To make the raw data more digestible, the LiDAR image of the Domain’s 13,000 acres has been divided into over 570 squares. These squares are then analyzed and rendered in various ways. How detailed is the information? Before LiDAR, the most accurate maps of Sewanee available to scholars at the University were detailed down to units of 10 square meters. With LiDAR, Van de Ven and others are working with images generated from as many as 20 points of light aimed at every single square meter. “If there’s a bump on the ground that’s two inches high, we’ll see it,” says Van de Ven. “The trick is figuring out what that bump is.”
“The difference between the ground images we had before and what we have now is exponential,” says Kevin Hiers, C’96, Sewanee’s director of environmental stewardship. Hiers’ office was instrumental in securing for Smith the background she needed to interpret the LiDAR data. Over the summer, with funding from the environmental stewardship program, Smith trained at the University of San Francisco under the supervision of David Saah, a colleague of Hiers who is an expert in geospatial information technology. Hiers hopes to build on this relationship between Sewanee and USF so that other students can gain the skills Smith is currently using.
Hiers, who prior to his arrival in Sewanee had overseen wildfire prevention at U.S. Air Force bases, has long been familiar with LiDAR. But he sees innovation in Sewanee’s use of the technology. “We’re taking an emerging technology, showing students what’s standard in an industry sense, but also using it for academic exploration.” Hiers believes that the technology lends itself to study that transcends traditional departmental boundaries. “We flew the LiDAR project with the intent of it being interdisciplinary,” he says. “Each analytical layer of the LiDAR capture gives a slightly different set of data. It can be very specific to discipline and also very rich.”
Evidence of LiDAR’s cross-disciplinary value can be found in the work of John C. Willis, Jessie Ball duPont Professor of History. Willis, who has been researching the history of land use on the Domain, has used LiDAR imagery to confirm and discover old logging roads, boundaries of abandoned farms, and remnants of dormant coal mines. In particular, Willis has relied on black-and-white hillshade images that reveal the geometric patterns of old crop fields and structural foundations.
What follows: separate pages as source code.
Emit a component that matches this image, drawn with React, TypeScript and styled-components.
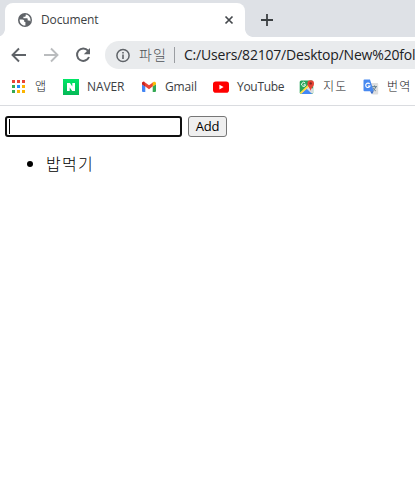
import React from 'react';
import styled, { createGlobalStyle } from 'styled-components';

const GlobalStyle = createGlobalStyle`
  * { box-sizing: border-box; }
  html, body, #root { height: 100%; }
  body {
    margin: 0;
    overflow: hidden;
    background: #fff;
    font-family: "Open Sans", "Noto Sans CJK KR", sans-serif;
  }
  svg { display: block; flex: none; }
`;

const Window = styled.div`
  display: flex;
  flex-direction: column;
  height: 100vh;
  overflow: hidden;
`;

const TabStrip = styled.div`
  display: flex;
  height: 37px;
  padding: 3px 0 0 5px;
  background: #dee1e6;
`;

const Tab = styled.div`
  position: relative;
  display: flex;
  align-items: center;
  width: 240px;
  height: 34px;
  padding: 0 10px 0 12px;
  background: #fff;
  border-radius: 8px 8px 0 0;

  &::before, &::after {
    content: '';
    position: absolute;
    bottom: 0;
    width: 8px;
    height: 8px;
  }
  &::before {
    left: -8px;
    background: radial-gradient(circle at 0 0, #dee1e6 7.5px, #fff 8.2px);
  }
  &::after {
    right: -8px;
    background: radial-gradient(circle at 100% 0, #dee1e6 7.5px, #fff 8.2px);
  }
`;

const Label = styled.span<{ $size?: number; $color?: string; $spacing?: number; $weight?: number }>`
  flex: none;
  font-size: ${p => p.$size ?? 12}px;
  font-weight: ${p => p.$weight ?? 400};
  line-height: 18px;
  letter-spacing: ${p => p.$spacing ?? 0}px;
  color: ${p => p.$color ?? '#3c4043'};
  white-space: nowrap;
`;

const TabTitle = styled(Label)`
  flex: 1;
  margin-left: 8px;
`;

const NewTab = styled.div`
  margin: 10px 0 0 15px;
`;

const Toolbar = styled.div`
  display: flex;
  align-items: center;
  height: 36px;
  padding: 0 0 0 11px;
`;

const NavIcons = styled.div`
  display: flex;
  gap: 16px;
  width: 94px;
`;

const AddressBar = styled.div`
  display: flex;
  align-items: center;
  flex: 1;
  min-width: 0;
  height: 28px;
  padding-left: 11px;
  overflow: hidden;
  background: #e9ebed;
  border-radius: 14px 0 0 14px;
`;

const Scheme = styled(Label)`
  width: 35px;
  margin-left: 8px;
`;

const Divider = styled.span`
  flex: none;
  width: 1px;
  height: 16px;
  margin-right: 9px;
  background: #9a9da1;
`;

const Bookmarks = styled.div`
  display: flex;
  align-items: center;
  height: 33px;
  padding: 0 0 4px 11px;
  border-bottom: 1px solid #dadce0;
`;

const Bookmark = styled.div<{ $width: number }>`
  display: flex;
  align-items: center;
  flex: none;
  gap: 8px;
  width: ${p => p.$width}px;
`;

const Page = styled.main`
  padding: 10px 5px;
`;

const Form = styled.div`
  display: flex;
  gap: 6px;
`;

const Field = styled.div`
  display: flex;
  align-items: center;
  width: 177px;
  height: 21px;
  padding-left: 2px;
  border: 2px solid #101010;
  border-radius: 3px;
`;

const Caret = styled.span`
  width: 1px;
  height: 15px;
  background: #000;
`;

const AddButton = styled.button`
  width: 39px;
  height: 21px;
  padding: 0;
  font: 13px/17px "Open Sans", sans-serif;
  letter-spacing: -0.25px;
  color: #000;
  background: #efefef;
  border: 1px solid #767676;
  border-radius: 3px;
`;

const List = styled.ul`
  margin: 15px 0;
  padding-left: 41px;
  font-family: "Noto Sans CJK KR", sans-serif;
  font-size: 16px;
  font-weight: 300;
  line-height: 22px;
  letter-spacing: 1.3px;
  color: #000;
`;

const GlobeIcon = () => (
  <svg width="16" height="16" viewBox="0 0 16 16">
    <circle cx="8" cy="8" r="7" fill="#5f6368" />
    <path d="M2.600 7.600h2.700c1.300 0 2 .8 2 1.800v.6h1.100v3.600C5 13.900 2.600 11.200 2.600 7.600Z" fill="#fff" />
    <path d="M8.700 2.600v1.100c0 .7-.5 1.100-1.200 1.100H6.400v1.400h3.300c.8 0 1 .5 1 1.200v1h1.100c.8 0 1.100.5 1.500 1.200C14.200 6.200 12 3 8.700 2.600Z" fill="#fff" />
  </svg>
);

const CloseIcon = () => (
  <svg width="12" height="12" viewBox="0 0 12 12">
    <path d="M2.500 2.500l7 7m0-7l-7 7" stroke="#45494d" strokeWidth="1.700" />
  </svg>
);

const PlusIcon = () => (
  <svg width="14" height="14" viewBox="0 0 14 14">
    <path d="M7 1v12M1 7h12" stroke="#3c4043" strokeWidth="1.800" />
  </svg>
);

const ArrowIcon = ({ forward = false }: { forward?: boolean }) => (
  <svg width="16" height="16" viewBox="0 0 16 16">
    <path
      d={forward ? 'M1 8h13M8 1.500L14.500 8 8 14.500' : 'M15 8H2M8 1.500L1.500 8 8 14.500'}
      fill="none"
      stroke={forward ? '#babcbe' : '#5f6368'}
      strokeWidth="1.900"
    />
  </svg>
);

const ReloadIcon = () => (
  <svg width="16" height="16" viewBox="0 0 16 16">
    <path d="M13 3.700A6.200 6.200 0 1 0 14 10" fill="none" stroke="#5f6368" strokeWidth="2" />
    <path d="M15 1v6.200H8.800Z" fill="#5f6368" />
  </svg>
);

const InfoIcon = () => (
  <svg width="15" height="15" viewBox="0 0 15 15">
    <circle cx="7" cy="7.500" r="6.100" fill="none" stroke="#5f6368" strokeWidth="1.500" />
    <path d="M7 6.500v4.500M7 4v1.500" stroke="#5f6368" strokeWidth="1.600" />
  </svg>
);

const appColors = ['#ea4335', '#ea4335', '#ea4335', '#34a853', '#1a8cff', '#fbb400', '#34a853', '#fbb400', '#fbb400'];

const AppsIcon = () => (
  <svg width="16" height="16" viewBox="0 0 16 16">
    {appColors.map((color, i) => (
      <rect key={i} x={1 + (i % 3) * 5} y={1 + Math.floor(i / 3) * 5} width="3" height="3" fill={color} />
    ))}
  </svg>
);

const NaverIcon = () => (
  <svg width="16" height="16" viewBox="0 0 16 16">
    <defs>
      <linearGradient id="naver" x2="0" y2="1">
        <stop stopColor="#00e766" />
        <stop offset="1" stopColor="#05b857" />
      </linearGradient>
    </defs>
    <path fill="url(#naver)" d="M0 0h16v16H0Z" />
    <path d="M4 4h3l2.300 3.500V4H12v8H9.200L6.700 8.400V12H4Z" fill="#fff" />
  </svg>
);

const GmailIcon = () => (
  <svg width="16" height="16" viewBox="0 0 16 16">
    <path d="M1 5l3.300 2.400V13H2a1 1 0 0 1-1-1Z" fill="#4285f4" />
    <path d="M15 5l-3.300 2.400V13H14a1 1 0 0 0 1-1Z" fill="#34a853" />
    <path d="M1 4.500C1 3 2.700 2.400 3.800 3.200L8 6.300l4.200-3.100V7L8 10.200 4 7.200 1 5.200Z" fill="#ea4335" />
    <path d="M11.700 3.600l.7-.5C13.500 2.400 15 3 15 4.500v.8l-3.300 2.300Z" fill="#fbbc04" />
    <path d="M1 4.500c0-1.200 1.100-1.900 2.100-1.700L4.300 7.600 1 5.200Z" fill="#c5221f" />
  </svg>
);

const YouTubeIcon = () => (
  <svg width="16" height="16" viewBox="0 0 16 16">
    <rect y="2.500" width="16" height="11.200" rx="2.800" fill="#f00" />
    <path d="M6.400 5.700v4.800L10.600 8.100Z" fill="#fff" />
  </svg>
);

const MapsIcon = () => (
  <svg width="16" height="16" viewBox="0 0 16 16">
    <rect x=".7" y="1.500" width="13.500" height="13.500" rx="1.500" fill="#25a55a" />
    <path d="M1 14.500L10.500 6l3.700 4v4.500Z" fill="#d8dce0" />
    <path d="M2 15l5.700-5.200L13 15Z" fill="#4387f5" />
    <path d="M.8 13.700L9.500 5.300l1.500 1.500L2 15Z" fill="#ffdc45" />
    <path d="M6.200 4.100a2 2 0 1 0 .4 1.700H4.700" fill="none" stroke="#fff" strokeWidth="1" />
    <path d="M11.600 12c-.3-3-3.200-4.200-3.200-7.500a3.300 3.300 0 0 1 6.600 0c0 3.300-3.100 4.500-3.400 7.500Z" fill="#e54335" />
    <circle cx="11.700" cy="4.400" r="1.200" fill="#7e2520" />
  </svg>
);

const TranslateIcon = () => (
  <svg width="16" height="16" viewBox="0 0 16 16">
    <path d="M6 4h8.200a1 1 0 0 1 1 1v9.500a1 1 0 0 1-1 1H9.500Z" fill="#dedede" />
    <path d="M9 7.700h5M11.500 6.500v1.200m1.300 0c-.6 2-1.800 3.300-3.200 4.300m.2-3.200c.7 1.300 1.700 2.400 3 3.100" fill="none" stroke="#607d8b" />
    <path d="M1.500.5H7l3.700 11.700H1.500a1 1 0 0 1-1-1V1.500a1 1 0 0 1 1-1Z" fill="#4889f0" />
    <path d="M7 12.200h3.700L9 15.200Z" fill="#3267c9" />
    <path d="M6.700 5a2.200 2.200 0 1 0 .3 2H4.900" fill="none" stroke="#fff" strokeWidth="1.100" />
  </svg>
);

const bookmarks = [
  { label: '앱', Icon: AppsIcon, width: 52, spacing: 0, weight: 300, color: '#202124' },
  { label: 'NAVER', Icon: NaverIcon, width: 78, spacing: -0.1, weight: 400 },
  { label: 'Gmail', Icon: GmailIcon, width: 72, spacing: -0.15, weight: 400 },
  { label: 'YouTube', Icon: YouTubeIcon, width: 86, spacing: -0.3, weight: 400 },
  { label: '지도', Icon: MapsIcon, width: 64, spacing: 1.2, weight: 300, color: '#202124' },
  { label: '번역', Icon: TranslateIcon, width: 60, spacing: 1.2, weight: 300, color: '#202124' },
];

export default function App() {
  return (
    <Window>
      <GlobalStyle />
      <TabStrip>
        <Tab>
          <GlobeIcon />
          <TabTitle $spacing={-0.15}>Document</TabTitle>
          <CloseIcon />
        </Tab>
        <NewTab><PlusIcon /></NewTab>
      </TabStrip>
      <Toolbar>
        <NavIcons>
          <ArrowIcon />
          <ArrowIcon forward />
          <ReloadIcon />
        </NavIcons>
        <AddressBar>
          <InfoIcon />
          <Scheme $size={14} $color="#4f5358" $spacing={1.2} $weight={300}>파일</Scheme>
          <Divider />
          <Label $size={14} $color="#202124" $spacing={-0.2}>C:/Users/82107/Desktop/New%20fol</Label>
        </AddressBar>
      </Toolbar>
      <Bookmarks>
        {bookmarks.map(({ label, Icon, width, spacing, weight, color }) => (
          <Bookmark key={label} $width={width}>
            <Icon />
            <Label $spacing={spacing} $weight={weight} $color={color}>{label}</Label>
          </Bookmark>
        ))}
      </Bookmarks>
      <Page>
        <Form>
          <Field><Caret /></Field>
          <AddButton>Add</AddButton>
        </Form>
        <List><li>밥먹기</li></List>
      </Page>
    </Window>
  );
}
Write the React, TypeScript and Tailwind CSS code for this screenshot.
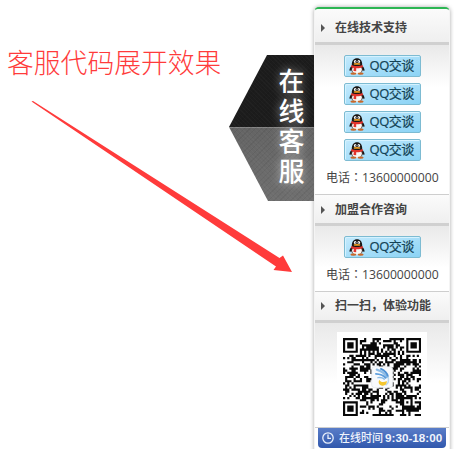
import type { ReactNode } from "react";

const QR_SIZE = 37;

function finderCell(x: number, y: number): boolean | null {
  const corners = [
    [0, 0],
    [QR_SIZE - 7, 0],
    [0, QR_SIZE - 7],
  ];
  for (const [cx, cy] of corners) {
    const dx = x - cx;
    const dy = y - cy;
    if (dx >= -1 && dx <= 7 && dy >= -1 && dy <= 7) {
      const ring = Math.max(Math.abs(dx - 3), Math.abs(dy - 3));
      return ring === 3 || ring <= 1;
    }
  }
  const ax = Math.abs(x - 30);
  const ay = Math.abs(y - 30);
  if (ax <= 2 && ay <= 2) return Math.max(ax, ay) !== 1;
  if (x === 6) return y % 2 === 0;
  if (y === 6) return x % 2 === 0;
  return null;
}

function qrPath(): string {
  let seed = 7919;
  let d = "";
  for (let y = 0; y < QR_SIZE; y++) {
    for (let x = 0; x < QR_SIZE; x++) {
      seed = (seed * 48271) % 2147483647;
      const fixed = finderCell(x, y);
      const on = fixed === null ? seed / 2147483647 < 0.54 : fixed;
      if (on) d += `M${x} ${y}h1.03v1.03h-1.03z`;
    }
  }
  return d;
}

function QrCode() {
  return (
    <div className="mx-auto flex h-[90px] w-[90px] items-center justify-center bg-white">
      <svg width="78" height="78" viewBox="0 0 37 37">
        <path d={qrPath()} fill="#080808" />
        <rect x="13.6" y="13.6" width="10" height="10" rx="1.4" fill="#f8fafc" stroke="#dde2e6" strokeWidth=".3" />
        <g fill="none" strokeLinecap="round">
          <path d="M16 15c2 .6 3.8 1.6 4.8 3.6" stroke="#8dbce6" strokeWidth="1" />
          <path d="M18 14.7c1.8.8 2.9 1.9 3.3 3.6" stroke="#4d91d4" strokeWidth=".9" />
          <path d="M15.6 17c2 .1 3.5.6 4.6 1.9" stroke="#5b9ddd" strokeWidth=".8" />
          <path d="M16.6 18.8c1.4-.2 2.2 0 3 .7" stroke="#8dbce6" strokeWidth=".7" />
          <path d="M21.4 18.5c.5 1.8 0 3-1 3.7" stroke="#b9d8ef" strokeWidth=".7" />
        </g>
        <path d="M17.2 19.8c.5 1.1 2 1.5 3.6.6c.1 1.6-.9 2.3-2.1 2.2c-1.5-.2-2.2-1.3-1.5-2.8z" fill="#f3c62f" />
      </svg>
    </div>
  );
}

function Penguin() {
  return (
    <svg width="16" height="17" viewBox="0 0 16 17" className="shrink-0">
      <path d="M3.5 7C1.5 8.5.2 10.8.5 12.6c.5.5 1.5-.1 2.2-.9zM12.5 7c2 1.5 3.3 3.8 3 5.6c-.5.5-1.5-.1-2.2-.9z" fill="#171717" />
      <ellipse cx="8" cy="10.8" rx="6" ry="5.2" fill="#3a2420" />
      <ellipse cx="8" cy="11.6" rx="4.9" ry="4.3" fill="#f8f8f5" />
      <ellipse cx="4.4" cy="15.6" rx="3" ry="1.2" fill="#c9682a" />
      <ellipse cx="11.6" cy="15.6" rx="3" ry="1.2" fill="#c9682a" />
      <path d="M2.8 7.2C2.6 2.6 4.8.3 8 .3s5.4 2.3 5.2 6.9c-1.3 1.3-9.1 1.3-10.4 0z" fill="#191716" />
      <ellipse cx="6.2" cy="3.5" rx="1.3" ry="1.5" fill="#fff" />
      <ellipse cx="9.8" cy="3.5" rx="1.3" ry="1.5" fill="#fff" />
      <circle cx="6.7" cy="3.8" r=".6" fill="#111" />
      <circle cx="9.3" cy="3.8" r=".6" fill="#111" />
      <ellipse cx="8" cy="5.9" rx="3.3" ry=".95" fill="#f0a022" />
      <path d="M2.4 7.1c2.8 1.3 8.4 1.3 11.2 0l.4 2c-1.9 1-4.6 1.3-6.8 1.2v3l-2.7-.2l.3-3C3.8 9.7 2.7 9.3 2 9z" fill="#e2342d" />
    </svg>
  );
}

function ChatButton() {
  return (
    <div className="mx-auto flex h-[22px] w-[77px] items-center rounded-[2px] border border-[#7dbbd2] bg-linear-to-br from-[#c3eafd] to-[#8bd3f5] pl-[4px] shadow-[inset_1px_1px_0_#d5f2ff]">
      <Penguin />
      <span className="ml-[5px] pb-[2px] text-[13px] leading-[18px] tracking-[-0.45px] whitespace-nowrap text-[#124255] [-webkit-text-stroke:0.2px_#124255]">
        QQ交谈
      </span>
    </div>
  );
}

function SectionTitle({ children, className }: { children: ReactNode; className: string }) {
  return (
    <div className={`flex items-center border-b-[3px] border-[#d0d0d0] bg-linear-to-b from-[#fbfbfb] to-[#efefef] pl-[6px] ${className}`}>
      <span className="h-0 w-0 border-y-4 border-l-4 border-y-transparent border-l-[#555]" />
      <h2 className="ml-[10px] text-[12px] leading-[18px] font-bold whitespace-nowrap text-[#444]">{children}</h2>
    </div>
  );
}

function Phone() {
  return (
    <p className="pl-[11px] text-[12px] leading-[18px] whitespace-nowrap text-[#444]">
      电话<span className="font-['Noto_Sans_CJK_TC',sans-serif]">：</span>
      <span className="font-['Open_Sans'] text-[12.2px]">13600000000</span>
    </p>
  );
}

function SideTab() {
  return (
    <div className="mt-[55px] h-[146px] w-[85px] bg-[linear-gradient(#1c1c1c_0,#1c1c1c_72px,#858585_72px,#858585_73px,#646464_73px,#6f6f6f_100%)] [clip-path:polygon(38px_0,100%_0,100%_100%,39px_100%,0_72px)]">
      <div className="flex h-full w-full justify-center bg-[repeating-linear-gradient(45deg,rgba(255,255,255,.025)_0_1px,transparent_1px_3px),repeating-linear-gradient(-45deg,rgba(0,0,0,.06)_0_1px,transparent_1px_4px)] pt-[11px] pl-[40px]">
        <div className="w-[26px] text-center text-[26px] leading-[30px] font-medium text-white [text-shadow:0_0_10px_rgba(255,255,255,.6)]">
          在线客服
        </div>
      </div>
    </div>
  );
}

export default function App() {
  return (
    <main className="relative flex h-[449px] w-[454px] overflow-hidden bg-white font-['Open_Sans','Noto_Sans_CJK_SC',sans-serif]">
      <div className="w-[229px] shrink-0 pt-[44px] pl-[7px]">
        <h1 className="text-[26.8px] leading-[36px] font-light whitespace-nowrap text-[#ff3b3b] font-['Noto_Sans_CJK_SC',sans-serif]">
          客服代码展开效果
        </h1>
      </div>
      <SideTab />
      <svg className="pointer-events-none absolute top-0 left-0" width="314" height="449">
        <path d="M31.5 101.5L33 101L279.5 258L283 255.5L292 272L273.5 270L276 266.5Z" fill="#ff3b3b" />
      </svg>
      <aside className="mt-[7px] h-[450px] w-[136px] shrink-0 overflow-hidden rounded-t-[5px] border-x border-t-2 border-x-[#f4f4f4] border-t-[#2cb653] bg-white shadow-[0_0_4px_rgba(0,0,0,.35)]">
        <SectionTitle className="h-[36px] pt-[4px]">在线技术支持</SectionTitle>
        <section className="h-[149px] bg-[linear-gradient(#e9e9e9,#fff_42px)] pt-[10px]">
          <div className="flex flex-col gap-[6px]">
            <ChatButton />
            <ChatButton />
            <ChatButton />
            <ChatButton />
          </div>
          <div className="mt-[7px]">
            <Phone />
          </div>
        </section>
        <SectionTitle className="h-[32px] border-t border-t-[#cecece] pt-px">加盟合作咨询</SectionTitle>
        <section className="h-[65px] bg-[linear-gradient(#e9e9e9,#fff_42px)] pt-[10px]">
          <ChatButton />
          <div className="mt-[7px]">
            <Phone />
          </div>
        </section>
        <SectionTitle className="h-[32px] border-t border-t-[#cecece]">扫一扫，体验功能</SectionTitle>
        <section className="h-[104px] bg-[linear-gradient(#e9e9e9,#fff_60px)] pt-[9px]">
          <QrCode />
        </section>
        <footer className="border-t border-[#cecece] px-[3px]">
          <div className="flex h-[20px] items-center rounded-b-[4px] bg-linear-to-b from-[#5a7dc8] to-[#3158ad] pl-[4px] text-[#f0f4fc]">
            <svg width="12" height="12" viewBox="0 0 12 12" fill="none" stroke="#e9effb" strokeWidth="1.3">
              <circle cx="6" cy="6" r="5.2" />
              <path d="M6 2.5V6.4H9" />
            </svg>
            <span className="ml-[5px] pb-px text-[11px] leading-[17px] font-medium whitespace-nowrap">在线时间</span>
            <span className="ml-[2px] text-[11.7px] leading-[18px] font-bold whitespace-nowrap font-['Liberation_Sans',sans-serif]">
              9:30-18:00
            </span>
          </div>
        </footer>
      </aside>
    </main>
  );
}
“The data is helpful to me, because it shows structures and marks of human habitation and activity that would otherwise be hidden beneath vegetation and leaf litter,” says Willis. By offering insights into mining practices and the “ingeniousness of old field-clearing techniques,” LiDAR allows Willis to see “how landscape affected humans, and how humans shaped their environment.”
Hiers believes the LiDAR project will continue to pay dividends to the University, in research and in the classroom, for years to come. “We’ll be working on carbon analyses of forests for two or three more years; surface study of man-made and geological formations could continue for another decade.”
The images generated by that airplane-mounted laser device will be a part of Sara Smith’s life for the foreseeable future. As a post-baccalaureate fellow in Sewanee’s Environmental Stewardship and Sustainability program, she will be continuing her research in the Landscape Analysis Lab for another year. From there, she is considering going on to graduate school in environment and sustainability, perhaps at the University of San Francisco. For now, though, she has more hillshades to examine, more numbers to crunch, and, of course, more trees to count.